All diggers age 15 or older must have an applicable 2011-12 fishing license to harvest razor clams on any beach. Licensing options range from a three-day razor clam license to an annual combination fishing license, which can be purchased on WDFW's website (https://fishhunt.dfw.wa.gov) and from license vendors around the state.

Under state law, diggers can take 15 razor clams per day, and are required to keep the first 15 they dig. Each digger's clams must be kept in a separate container.

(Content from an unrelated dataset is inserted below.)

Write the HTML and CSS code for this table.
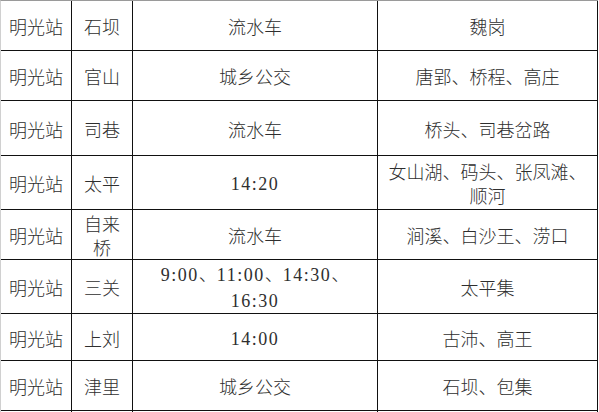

Because Copalis Beach will not be open for digging Nov. 26, Ayres cautions diggers to observe the boundary between Mocrocks Beach and Copalis Beach, which are adjacent to one another north of Grays Harbor.

Mocrocks Beach, which will be open to digging both days, lies north of the Copalis River and includes Iron Springs, Roosevelt Beach, Seabrook, Pacific Beach and Moclips. Copalis Beach lies south of the Copalis River and includes Ocean Shores, Oyhut, Ocean City and Copalis.